Если честно, в этот момент я даже отложил ручку, приостановив процесс написания истории. Так сильно мне самому понравилась эта фраза: «Он говорил, что станет королем Холодной страны, что, когда первый снег года, который наступит десятки лет спустя, покроет миллионы гектаров, как белый с багровыми лилиями королевский плащ, тогда он будет править этой страной. Этот огонь, горевший у него в груди, создавал ореол рядом с ним, которого боялись некоторые люди». Это максимально точно описывает Маню, как бы расплывчато на самом деле это ни звучало. Именно в этот момент я решил назвать книгу «Его багровые лилии» и нарисовать на обложке эти цветы в момент, когда они, тлевшие от огня, остывают под тонким свежим тюлем из снега. Это его собственный гербовый знак багровые лилии. Именно их выращивала госпожа Фаина, о которой я напишу в следующей главе.

***

Вы, наверное, спросите, как мы подружились? За его спиной я стал яркой защищенной тенью, благодарной яркому спасителю, но одного сюжета было мало. Долгое время Маня доставал меня своими шалашами в лесу, охотой на кабанов, от которых он только и делал сам, что удирал. Да-да, с этого начинался путь великого короля. Но я к тому привык.

Шли годы, а наша дружба крепла, и Маня почти не вырос в высоту. Иногда я относился к нему как к младшему брату, хотя он и был старше и сильнее меня. В простецких бытовых вещах, как и в познании целого мира его просвещал именно я. Он все ловил на лету, хорошо мыслил логически, а я был его карманной энциклопедией по всему, что вокруг. Только с ним я спускался к воде, проходя мимо имения чужой семьи, лазал по испещренному всеми возможными отвратительными жуками лесу и ловил по ночам мотыльков, которых днем изучал.

Меня растили мама и бабушка у Мани же не было даже этого. Он рос почти что во дворе, спал у бывших друзей его родителей, сгинувших от неизвестной болезни, поражающей ткани и органы, и теперь я действительно заменял ему частично семью. После этого он говорил: «В нашей стране не должно быть глупцов и бездарных докторов. Если бы все врачи знали свою работу при всех существующих болезнях, было бы меньше напрасных смертей».

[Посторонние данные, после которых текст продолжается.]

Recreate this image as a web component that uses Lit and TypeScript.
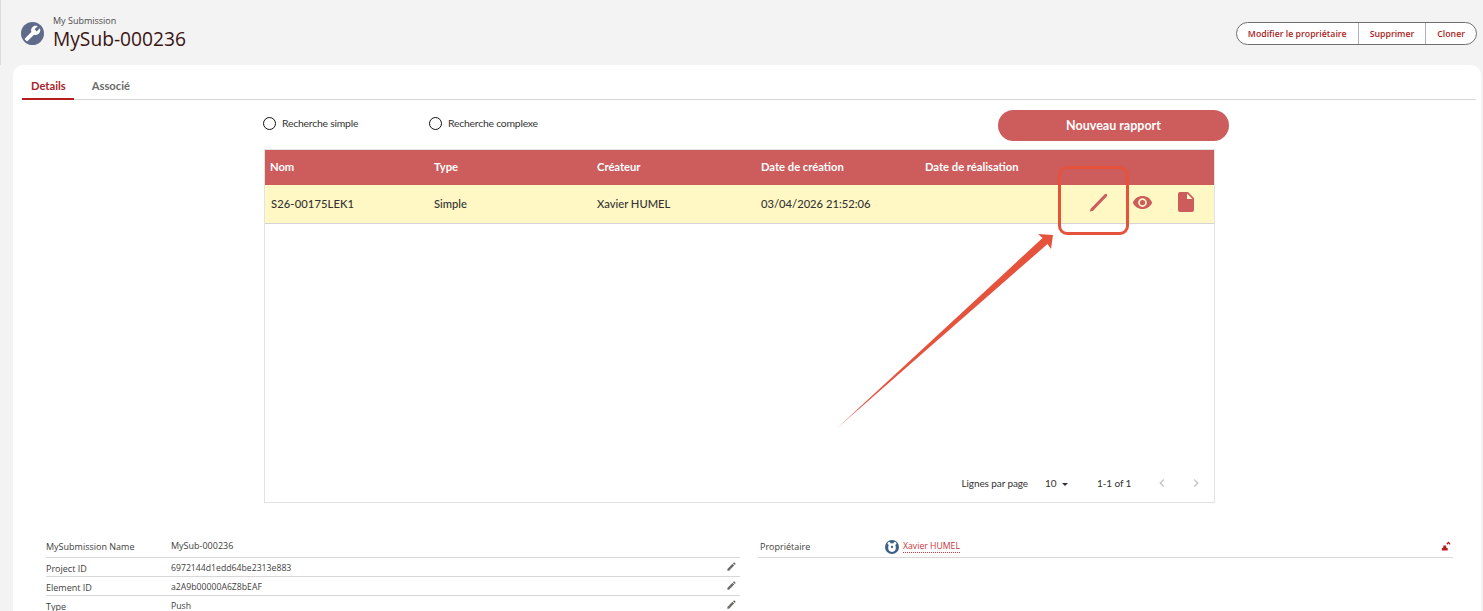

Женщины в моем доме его обожали, слушали, развесив свои красивые уши, а еще всегда пытались накормить так, чтобы он больше от них никуда не ушел. Джиро раздувался, и пыхтел, и шутил так, что весь последующий вечер никогда не было слышно его недовольства, мрачной тучей преследующего его настроение обычно. Точно Маню отпускало все то, что в будние дни его терзало. Скорее всего он грезил о потерянной семье. Только потом я смог это связать.

***

В первый раз я и он вместе встретили общую для всех беду. Тогда будто кто-то изнутри решил разложить ту Душу, что делала нас людьми. Всегда кто-то наведывался к нам. Во времена физики и химии наши люди работали здесь денно и нощно, отдавая весь хлеб владельцу земли, а если мы поднимали бунт, то все боялись, и все же жили мы под нашим государем, потому так и должно всегда было быть. Потому и Маня всегда хотел защищать нас и всех остальных людей, живущих в этой стране. Но в этот раз Великий не спас нас. И Манджиро тоже не мог ничего с этим поделать. Я видел, как отчаянно он смотрел в сторону дома, который мы покидали вместе. В этот дом мы не могли больше вернуться никогда. Нас сожгли изнутри те, кто чувствовал, но не понимал Душу земли. Чужаков из Руин тянуло к ней, и это злило их настолько, что они готовы были грабить и убивать на нашей территории, и под горячую руку безжалостного противника попала и наша деревня. Они рождались будто из самой нашей почвы, как чудовища. Они разорили Душу при свете дня, раскололи ее, а осколки забрали себе. Я видел и великаншу, бежавшую с ее маленьким мальчиком, и соседей, успевших еще ранее отвернуться от нас, и в конце белые стены имения с ровно стоящими перед ними черными фигурами двух братьев и сестры с ее мужем. Признаться, я не мог различить тогда сквозь пламя кто из них кто, но в мою память врезалось то, как бесстрашно они глядели на происходящее, даже не шевелясь, как если бы все это было лишь каким-то спектаклем, разыгрывающимся перед их глазами. Мы бежали с нашей родной земли, оставив на ней любимых бабушку и мать, которых было уже не спасти. Наши ноги несли нас подальше оттуда, куда мы всегда должны были приходить.